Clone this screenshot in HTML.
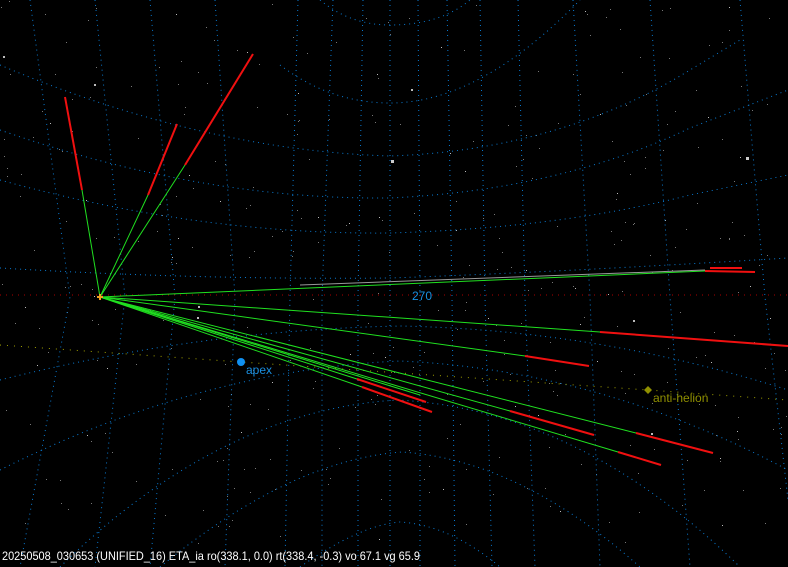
<!DOCTYPE html>
<html><head><meta charset="utf-8"><style>
html,body{margin:0;padding:0;background:#000;width:788px;height:567px;overflow:hidden}
svg{display:block}
.t{font-family:"Liberation Sans",sans-serif;font-size:12px}
</style></head><body>
<svg id="s" width="788" height="567" viewBox="0 0 788 567" xmlns="http://www.w3.org/2000/svg">
<rect width="788" height="567" fill="#000"/>
<g id="stars"></g>
<g id="grid" fill="none" stroke="#0a7ad0" stroke-width="1" stroke-dasharray="1 4">
<path d="M320 0 Q350 25 390 25 Q440 25 470 0"/>
<path d="M280 65 Q330 103 390 103 Q480 103 580 0"/>
<path d="M0 65 Q200 150 390 156 Q560 150 690 70 L740 40"/>
<path d="M0 130 Q200 200 390 198 Q560 190 690 128 L788 90"/>
<path d="M0 180 Q200 235 390 233 Q560 228 690 195 L788 175"/>
<path d="M0 268 Q200 280 390 278 Q560 272 788 258"/>
<path d="M0 380 Q200 330 400 326 Q600 330 788 390"/>
<path d="M0 470 Q200 370 400 361 Q600 370 788 470"/>
<path d="M60 567 Q220 410 398 400 Q580 410 740 567"/>
<path d="M160 567 Q290 460 402 452 Q520 460 640 567"/>
<path d="M300 567 Q360 525 400 522 Q450 525 500 567"/>
<path d="M30 0 L70 297 L20 567"/>
<path d="M95 0 L125 297 L95 567"/>
<path d="M150 0 L175 297 L150 567"/>
<path d="M215 0 L235 297 L225 567"/>
<path d="M298 0 L290 297 L285 567"/>
<path d="M333 0 L322 297 L322 567"/>
<path d="M363 0 L358 297 L358 567"/>
<path d="M390 0 L390 297 L390 567"/>
<path d="M418 0 L420 297 L420 567"/>
<path d="M447 0 L452 297 L455 567"/>
<path d="M480 0 L485 297 L492 567"/>
<path d="M518 0 L525 297 L535 567"/>
<path d="M573 0 L590 297 L600 567"/>
<path d="M650 0 L670 297 L690 567"/>
<path d="M740 0 L765 297 L788 500"/>
</g>
<line x1="0" y1="295" x2="788" y2="295" stroke="#a00" stroke-width="1" stroke-dasharray="1 5"/>
<path d="M0 345 L241 362 L648 390 L788 400" fill="none" stroke="#a0a000" stroke-width="1" stroke-dasharray="1 6"/>
<g stroke="#20e020" stroke-width="1" fill="none">
<line x1="100" y1="297" x2="82" y2="190"/>
<line x1="100" y1="297" x2="148" y2="195"/>
<line x1="100" y1="297" x2="185" y2="165"/>
<line x1="100" y1="297" x2="705" y2="271"/>
<line x1="100" y1="297" x2="600" y2="332"/>
<line x1="100" y1="297" x2="525" y2="356"/>
<line x1="100" y1="297" x2="357" y2="379"/>
<line x1="100" y1="297" x2="362" y2="387"/>
<line x1="100" y1="297" x2="510" y2="411"/>
<line x1="100" y1="297" x2="636" y2="433"/>
<line x1="100" y1="297" x2="618" y2="452"/>
<line x1="100" y1="297" x2="420" y2="395"/>
</g>
<line x1="300" y1="285" x2="705" y2="270" stroke="#999" stroke-width="1"/>
<g stroke="#f01010" stroke-width="2" fill="none">
<line x1="65" y1="97" x2="82" y2="190"/>
<line x1="177" y1="124" x2="148" y2="195"/>
<line x1="253" y1="54" x2="185" y2="165"/>
<line x1="705" y1="271" x2="755" y2="272"/>
<line x1="710" y1="268" x2="742" y2="268"/>
<line x1="600" y1="332" x2="788" y2="346"/>
<line x1="525" y1="356" x2="589" y2="366"/>
<line x1="357" y1="379" x2="426" y2="402"/>
<line x1="362" y1="387" x2="432" y2="412"/>
<line x1="510" y1="411" x2="594" y2="435"/>
<line x1="636" y1="433" x2="713" y2="453"/>
<line x1="618" y1="452" x2="661" y2="465"/>
</g>
<path d="M97 297h6M100 294v6" stroke="#f0a020" stroke-width="2"/>
<circle cx="241" cy="362" r="4" fill="#1090f0"/>
<text x="246" y="374" class="t" fill="#1a8fe0">apex</text>
<path d="M648 386 L652 390 L648 394 L644 390Z" fill="#909000"/>
<text x="653" y="402" class="t" fill="#909000">anti-helion</text>
<text x="412" y="300" class="t" fill="#1a8fe0" font-size="11">270</text>
<text x="2" y="560" class="t" fill="#fff" font-size="11" textLength="418" lengthAdjust="spacingAndGlyphs">20250508_030653 (UNIFIED_16) ETA_ia ro(338.1, 0.0) rt(338.4, -0.3) vo 67.1 vg 65.9</text>
</svg>
<script>
var s=12345;function r(){s=(s*1103515245+12345)%2147483648;return s/2147483648;}
var g=document.getElementById('stars'),h='';
for(var i=0;i<380;i++){var x=r()*788,y=r()*545,b=r();var sz=b>0.97?2:1;var c=b>0.85?'#bbb':'#777';h+='<rect x="'+x.toFixed(0)+'" y="'+y.toFixed(0)+'" width="'+sz+'" height="'+sz+'" fill="'+c+'"/>';}
h+='<rect x="746" y="157" width="3" height="3" fill="#ccc"/><rect x="391" y="160" width="3" height="3" fill="#ccc"/>';
g.innerHTML=h;
</script>
</body></html>
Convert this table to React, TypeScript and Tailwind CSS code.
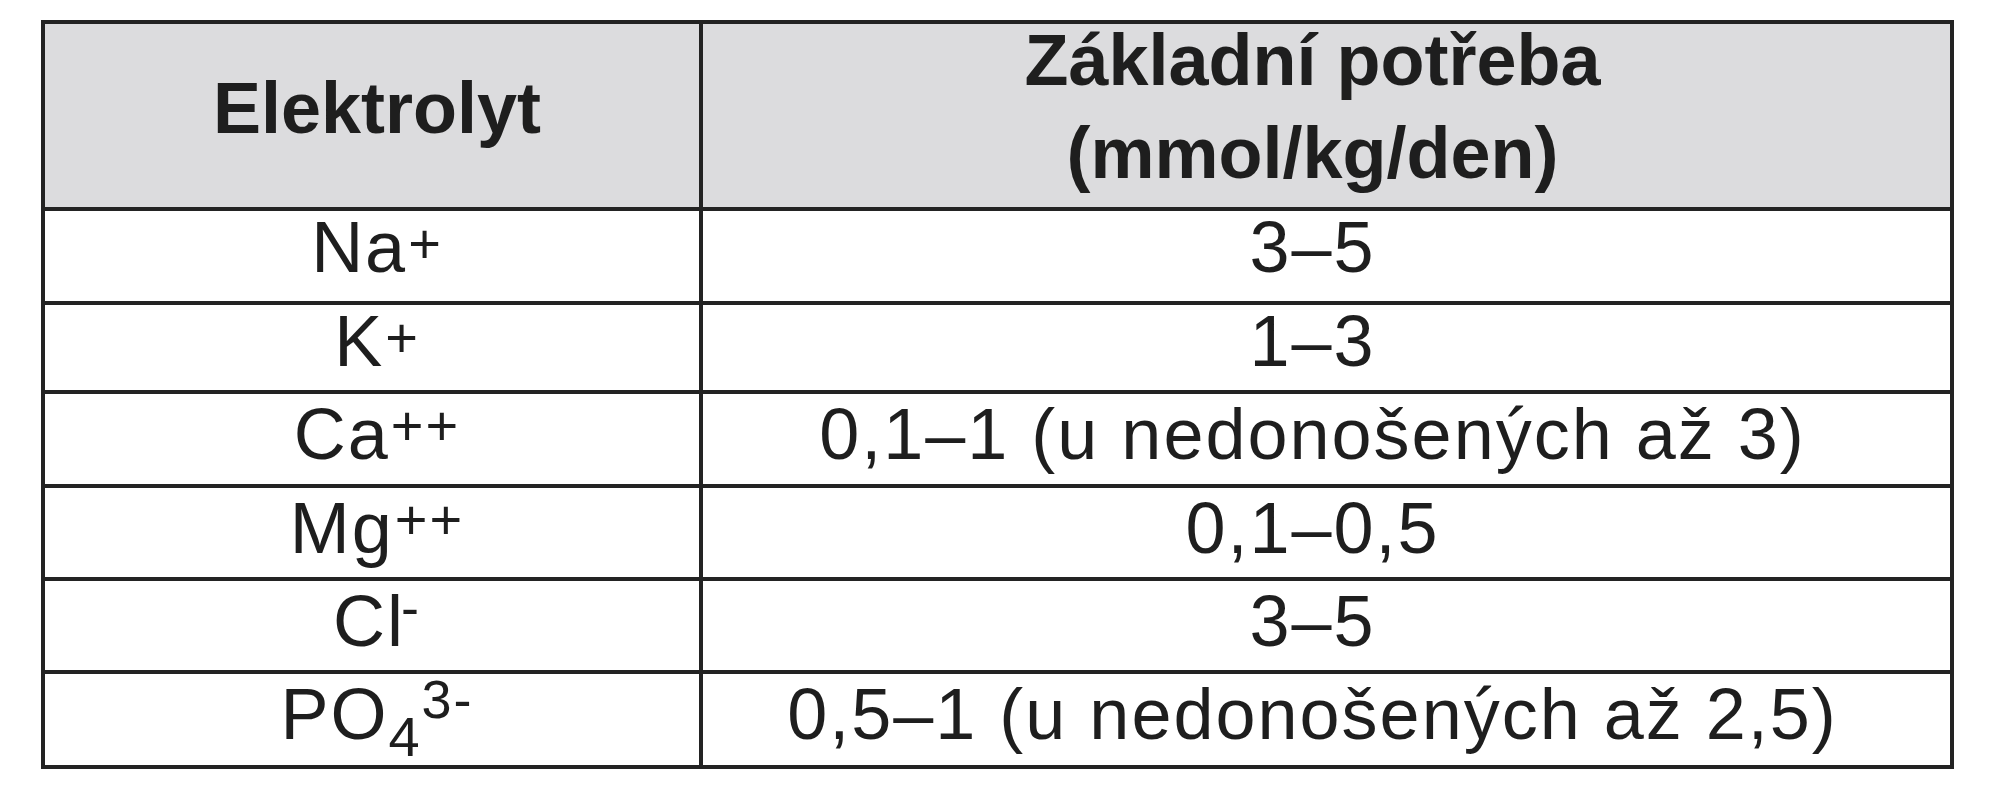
import type { ReactNode } from "react";

type Row = {
  el: ReactNode;
  val: string;
  h: string;
  pt: string;
};

function Sup({ children, cls }: { children: ReactNode; cls: string }) {
  return <span className={"relative leading-none " + cls}>{children}</span>;
}

const rows: Row[] = [
  { el: <>Na<Sup cls="text-[56px] top-[-9px] ml-[1px]">+</Sup></>, val: "3–5", h: "h-[94px]", pt: "pt-0" },
  { el: <>K<Sup cls="text-[56px] top-[-9px] ml-[1px]">+</Sup></>, val: "1–3", h: "h-[89px]", pt: "pt-0" },
  { el: <>Ca<Sup cls="text-[56px] top-[-14px] ml-[1px]">++</Sup></>, val: "0,1–1 (u nedonošených až 3)", h: "h-[94px]", pt: "pt-[4px]" },
  { el: <>Mg<Sup cls="text-[56px] top-[-14px] ml-[1px]">++</Sup></>, val: "0,1–0,5", h: "h-[93px]", pt: "pt-[4px]" },
  { el: <>Cl<Sup cls="text-[54px] top-[-20px] -ml-[4px]">-</Sup></>, val: "3–5", h: "h-[93px]", pt: "pt-[4px]" },
  {
    el: (
      <>
        PO<Sup cls="text-[56px] top-[17px]">4</Sup>
        <Sup cls="text-[54px] top-[-21px]">3-</Sup>
      </>
    ),
    val: "0,5–1 (u nedonošených až 2,5)",
    h: "h-[91px]",
    pt: "pt-[4px]",
  },
];

export default function App() {
  return (
    <div className="min-h-[800px] w-[1994px] bg-white pt-[20px] pl-[41px] font-['Liberation_Sans',Arial,sans-serif] text-[#1e1e1e]">
      <div className="w-[1913px] border-[4px] border-[#232323]">
        <div className="grid grid-cols-[658px_1fr]">
          <div className="h-[187px] border-r-[4px] border-b-[4px] border-[#232323] bg-[#dcdcde] pl-[10px] pt-[48px] text-center text-[72px] font-bold leading-none">
            Elektrolyt
          </div>
          <div className="h-[187px] border-b-[4px] border-[#232323] bg-[#dcdcde] pr-[28px] pt-0 text-center text-[72px] font-bold leading-none">
            <div>Základní potřeba</div>
            <div className="mt-[21px]">(mmol/kg/den)</div>
          </div>
          {rows.map((r, i) => {
            const last = i === rows.length - 1;
            return (
              <div key={i} className="contents">
                <div
                  className={
                    r.h + " " + r.pt + " border-r-[4px] border-[#232323] pl-[10px] text-center text-[72px] leading-none tracking-[2px] whitespace-nowrap " + (last ? "" : "border-b-[4px]")
                  }
                >
                  {r.el}
                </div>
                <div
                  className={
                    r.h + " " + r.pt + " border-[#232323] pr-[28px] text-center text-[72px] leading-none tracking-[2px] whitespace-nowrap " + (last ? "" : "border-b-[4px]")
                  }
                >
                  {r.val}
                </div>
              </div>
            );
          })}
        </div>
      </div>
    </div>
  );
}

Directive - Search the entries for the word "this", then list each line that holds it.

Task output -
Clone this screenshot in HTML.
Convert this table to React, TypeScript and Tailwind CSS code.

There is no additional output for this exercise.